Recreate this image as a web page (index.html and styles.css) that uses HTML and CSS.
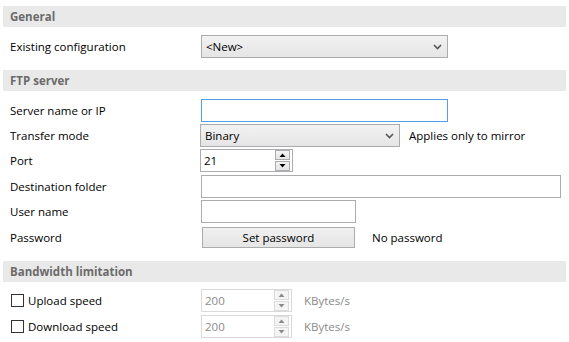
FILE: index.html
```html
<!DOCTYPE html>
<html>
<head>
<meta charset="utf-8">
<link rel="stylesheet" href="styles.css">
</head>
<body>
<div class="page">
  <div class="band band-first">General</div>
  <div class="row row-config">
    <div class="label">Existing configuration</div>
    <div class="combo combo-config"><span>&lt;New&gt;</span>
      <svg class="chev" width="9" height="6" viewBox="0 0 9 6"><path d="M1 1 L4.5 4.5 L8 1" fill="none" stroke="#555" stroke-width="1.6"/></svg>
    </div>
  </div>

  <div class="band">FTP server</div>
  <div class="group">
    <div class="row">
      <div class="label">Server name or IP</div>
      <div class="field field-focus w-server"></div>
    </div>
    <div class="row">
      <div class="label">Transfer mode</div>
      <div class="combo combo-mode"><span>Binary</span>
        <svg class="chev" width="9" height="6" viewBox="0 0 9 6"><path d="M1 1 L4.5 4.5 L8 1" fill="none" stroke="#555" stroke-width="1.6"/></svg>
      </div>
      <div class="note">Applies only to mirror</div>
    </div>
    <div class="row">
      <div class="label">Port</div>
      <div class="spin spin-port">
        <span class="spin-val">21</span>
        <div class="spin-btns">
          <div class="sbtn"><svg width="7" height="4" viewBox="0 0 7 4"><path d="M0.5 4 L3.5 0.5 L6.5 4 Z" fill="#000"/></svg></div>
          <div class="sbtn"><svg width="7" height="4" viewBox="0 0 7 4"><path d="M0.5 0 L3.5 3.5 L6.5 0 Z" fill="#000"/></svg></div>
        </div>
      </div>
    </div>
    <div class="row">
      <div class="label">Destination folder</div>
      <div class="field w-dest"></div>
    </div>
    <div class="row">
      <div class="label">User name</div>
      <div class="field w-user"></div>
    </div>
    <div class="row">
      <div class="label">Password</div>
      <div class="button">Set password</div>
      <div class="note note-pw">No password</div>
    </div>
  </div>

  <div class="band band-bw">Bandwidth limitation</div>
  <div class="group-bw">
    <div class="row row-bw">
      <div class="label label-check"><span class="check"></span>Upload speed</div>
      <div class="spin spin-dis">
        <span class="spin-val">200</span>
        <div class="spin-btns">
          <div class="sbtn"><svg width="7" height="4" viewBox="0 0 7 4"><path d="M0.5 4 L3.5 0.5 L6.5 4 Z" fill="#8a8a8a"/></svg></div>
          <div class="sbtn"><svg width="7" height="4" viewBox="0 0 7 4"><path d="M0.5 0 L3.5 3.5 L6.5 0 Z" fill="#8a8a8a"/></svg></div>
        </div>
      </div>
      <div class="unit">KBytes/s</div>
    </div>
    <div class="row row-bw">
      <div class="label label-check"><span class="check"></span>Download speed</div>
      <div class="spin spin-dis">
        <span class="spin-val">200</span>
        <div class="spin-btns">
          <div class="sbtn"><svg width="7" height="4" viewBox="0 0 7 4"><path d="M0.5 4 L3.5 0.5 L6.5 4 Z" fill="#8a8a8a"/></svg></div>
          <div class="sbtn"><svg width="7" height="4" viewBox="0 0 7 4"><path d="M0.5 0 L3.5 3.5 L6.5 0 Z" fill="#8a8a8a"/></svg></div>
        </div>
      </div>
      <div class="unit">KBytes/s</div>
    </div>
  </div>
</div>
</body>
</html>
```

FILE: styles.css
```css
* { box-sizing: border-box; }
html, body { margin: 0; padding: 0; background: #fff; }
body {
  font-family: "Open Sans", "Noto Sans", "DejaVu Sans", sans-serif;
  font-size: 11.5px;
  color: #000;
  width: 569px;
  height: 342px;
  overflow: hidden;
}
.page {
  padding: 6px 3px 0 3px;
  display: flex;
  flex-direction: column;
}
.band {
  height: 21px;
  background: #e9e9e9;
  color: #6b6b6b;
  font-weight: bold;
  padding-left: 7px;
  display: flex;
  align-items: center;
  margin-top: 11px;
}
.band-first { margin-top: 0; }
.band-bw { margin-top: 11px; }
.row {
  display: flex;
  align-items: center;
  height: 25px;
  padding-left: 7px;
}
.row-config { margin-top: 7px; height: 25px; }
.group { margin-top: 7px; display: flex; flex-direction: column; }
.group .row:nth-child(4), .group .row:nth-child(6) { height: 26px; }
.label { width: 191px; flex: none; }
.combo {
  height: 23px;
  border: 1px solid #acacac;
  background: linear-gradient(#f2f2f2, #e5e5e5);
  display: flex;
  align-items: center;
  justify-content: space-between;
  padding: 0 5px 0 4px;
  flex: none;
}
.combo-config { width: 247px; }
.combo-mode { width: 200px; margin-left: -1px; }
.chev { display: block; }
.note { margin-left: 9px; }
.note-pw { margin-left: 17px; }
.field {
  height: 23px;
  border: 1px solid #acacac;
  background: #fff;
  flex: none;
}
.field-focus { border-color: #569de5; }
.w-server { width: 247px; }
.w-dest { width: 360px; height: 23px; }
.w-user { width: 155px; height: 23px; }
.button {
  width: 153px;
  height: 21px;
  margin-left: 1px;
  border: 1px solid #acacac;
  background: linear-gradient(#f0f0f0, #e5e5e5);
  display: flex;
  align-items: center;
  justify-content: center;
  flex: none;
}
.spin {
  height: 23px;
  border: 1px solid #abadb3;
  background: #fff;
  display: flex;
  align-items: center;
  justify-content: space-between;
  padding: 0 2px 0 3px;
  flex: none;
}
.spin-port { width: 93px; margin-left: -1px; }
.spin-btns {
  display: flex;
  flex-direction: column;
  gap: 1px;
  width: 15px;
}
.sbtn {
  height: 10px;
  border: 1px solid #acacac;
  background: linear-gradient(#f3f3f3, #e6e6e6);
  display: flex;
  align-items: center;
  justify-content: center;
}
.sbtn svg { display: block; }
.spin-dis { width: 91px; border-color: #d9d9d9; color: #8a8a8a; }
.spin-dis .sbtn { border-color: #dcdcdc; background: #f4f4f4; }
.unit { margin-left: 12px; color: #8a8a8a; }
.group-bw { margin-top: 5px; display: flex; flex-direction: column; }
.row-bw { height: 26px; }
.label-check { display: flex; align-items: center; padding-left: 1px; }
.check {
  width: 13px;
  height: 13px;
  border: 1px solid #333;
  background: #fff;
  margin-right: 4px;
  flex: none;
}
```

————————

Copy the listing exactly. Any image in it stays out of the copy.

## Answer
Recreate this image as a web page (index.html and styles.css) that uses HTML and CSS.
FILE: index.html
```html
<!DOCTYPE html>
<html>
<head>
<meta charset="utf-8">
<link rel="stylesheet" href="styles.css">
</head>
<body>
<div class="page">
  <div class="band band-first">General</div>
  <div class="row row-config">
    <div class="label">Existing configuration</div>
    <div class="combo combo-config"><span>&lt;New&gt;</span>
      <svg class="chev" width="9" height="6" viewBox="0 0 9 6"><path d="M1 1 L4.5 4.5 L8 1" fill="none" stroke="#555" stroke-width="1.6"/></svg>
    </div>
  </div>

  <div class="band">FTP server</div>
  <div class="group">
    <div class="row">
      <div class="label">Server name or IP</div>
      <div class="field field-focus w-server"></div>
    </div>
    <div class="row">
      <div class="label">Transfer mode</div>
      <div class="combo combo-mode"><span>Binary</span>
        <svg class="chev" width="9" height="6" viewBox="0 0 9 6"><path d="M1 1 L4.5 4.5 L8 1" fill="none" stroke="#555" stroke-width="1.6"/></svg>
      </div>
      <div class="note">Applies only to mirror</div>
    </div>
    <div class="row">
      <div class="label">Port</div>
      <div class="spin spin-port">
        <span class="spin-val">21</span>
        <div class="spin-btns">
          <div class="sbtn"><svg width="7" height="4" viewBox="0 0 7 4"><path d="M0.5 4 L3.5 0.5 L6.5 4 Z" fill="#000"/></svg></div>
          <div class="sbtn"><svg width="7" height="4" viewBox="0 0 7 4"><path d="M0.5 0 L3.5 3.5 L6.5 0 Z" fill="#000"/></svg></div>
        </div>
      </div>
    </div>
    <div class="row">
      <div class="label">Destination folder</div>
      <div class="field w-dest"></div>
    </div>
    <div class="row">
      <div class="label">User name</div>
      <div class="field w-user"></div>
    </div>
    <div class="row">
      <div class="label">Password</div>
      <div class="button">Set password</div>
      <div class="note note-pw">No password</div>
    </div>
  </div>

  <div class="band band-bw">Bandwidth limitation</div>
  <div class="group-bw">
    <div class="row row-bw">
      <div class="label label-check"><span class="check"></span>Upload speed</div>
      <div class="spin spin-dis">
        <span class="spin-val">200</span>
        <div class="spin-btns">
          <div class="sbtn"><svg width="7" height="4" viewBox="0 0 7 4"><path d="M0.5 4 L3.5 0.5 L6.5 4 Z" fill="#8a8a8a"/></svg></div>
          <div class="sbtn"><svg width="7" height="4" viewBox="0 0 7 4"><path d="M0.5 0 L3.5 3.5 L6.5 0 Z" fill="#8a8a8a"/></svg></div>
        </div>
      </div>
      <div class="unit">KBytes/s</div>
    </div>
    <div class="row row-bw">
      <div class="label label-check"><span class="check"></span>Download speed</div>
      <div class="spin spin-dis">
        <span class="spin-val">200</span>
        <div class="spin-btns">
          <div class="sbtn"><svg width="7" height="4" viewBox="0 0 7 4"><path d="M0.5 4 L3.5 0.5 L6.5 4 Z" fill="#8a8a8a"/></svg></div>
          <div class="sbtn"><svg width="7" height="4" viewBox="0 0 7 4"><path d="M0.5 0 L3.5 3.5 L6.5 0 Z" fill="#8a8a8a"/></svg></div>
        </div>
      </div>
      <div class="unit">KBytes/s</div>
    </div>
  </div>
</div>
</body>
</html>
```

FILE: styles.css
```css
* { box-sizing: border-box; }
html, body { margin: 0; padding: 0; background: #fff; }
body {
  font-family: "Open Sans", "Noto Sans", "DejaVu Sans", sans-serif;
  font-size: 11.5px;
  color: #000;
  width: 569px;
  height: 342px;
  overflow: hidden;
}
.page {
  padding: 6px 3px 0 3px;
  display: flex;
  flex-direction: column;
}
.band {
  height: 21px;
  background: #e9e9e9;
  color: #6b6b6b;
  font-weight: bold;
  padding-left: 7px;
  display: flex;
  align-items: center;
  margin-top: 11px;
}
.band-first { margin-top: 0; }
.band-bw { margin-top: 11px; }
.row {
  display: flex;
  align-items: center;
  height: 25px;
  padding-left: 7px;
}
.row-config { margin-top: 7px; height: 25px; }
.group { margin-top: 7px; display: flex; flex-direction: column; }
.group .row:nth-child(4), .group .row:nth-child(6) { height: 26px; }
.label { width: 191px; flex: none; }
.combo {
  height: 23px;
  border: 1px solid #acacac;
  background: linear-gradient(#f2f2f2, #e5e5e5);
  display: flex;
  align-items: center;
  justify-content: space-between;
  padding: 0 5px 0 4px;
  flex: none;
}
.combo-config { width: 247px; }
.combo-mode { width: 200px; margin-left: -1px; }
.chev { display: block; }
.note { margin-left: 9px; }
.note-pw { margin-left: 17px; }
.field {
  height: 23px;
  border: 1px solid #acacac;
  background: #fff;
  flex: none;
}
.field-focus { border-color: #569de5; }
.w-server { width: 247px; }
.w-dest { width: 360px; height: 23px; }
.w-user { width: 155px; height: 23px; }
.button {
  width: 153px;
  height: 21px;
  margin-left: 1px;
  border: 1px solid #acacac;
  background: linear-gradient(#f0f0f0, #e5e5e5);
  display: flex;
  align-items: center;
  justify-content: center;
  flex: none;
}
.spin {
  height: 23px;
  border: 1px solid #abadb3;
  background: #fff;
  display: flex;
  align-items: center;
  justify-content: space-between;
  padding: 0 2px 0 3px;
  flex: none;
}
.spin-port { width: 93px; margin-left: -1px; }
.spin-btns {
  display: flex;
  flex-direction: column;
  gap: 1px;
  width: 15px;
}
.sbtn {
  height: 10px;
  border: 1px solid #acacac;
  background: linear-gradient(#f3f3f3, #e6e6e6);
  display: flex;
  align-items: center;
  justify-content: center;
}
.sbtn svg { display: block; }
.spin-dis { width: 91px; border-color: #d9d9d9; color: #8a8a8a; }
.spin-dis .sbtn { border-color: #dcdcdc; background: #f4f4f4; }
.unit { margin-left: 12px; color: #8a8a8a; }
.group-bw { margin-top: 5px; display: flex; flex-direction: column; }
.row-bw { height: 26px; }
.label-check { display: flex; align-items: center; padding-left: 1px; }
.check {
  width: 13px;
  height: 13px;
  border: 1px solid #333;
  background: #fff;
  margin-right: 4px;
  flex: none;
}
```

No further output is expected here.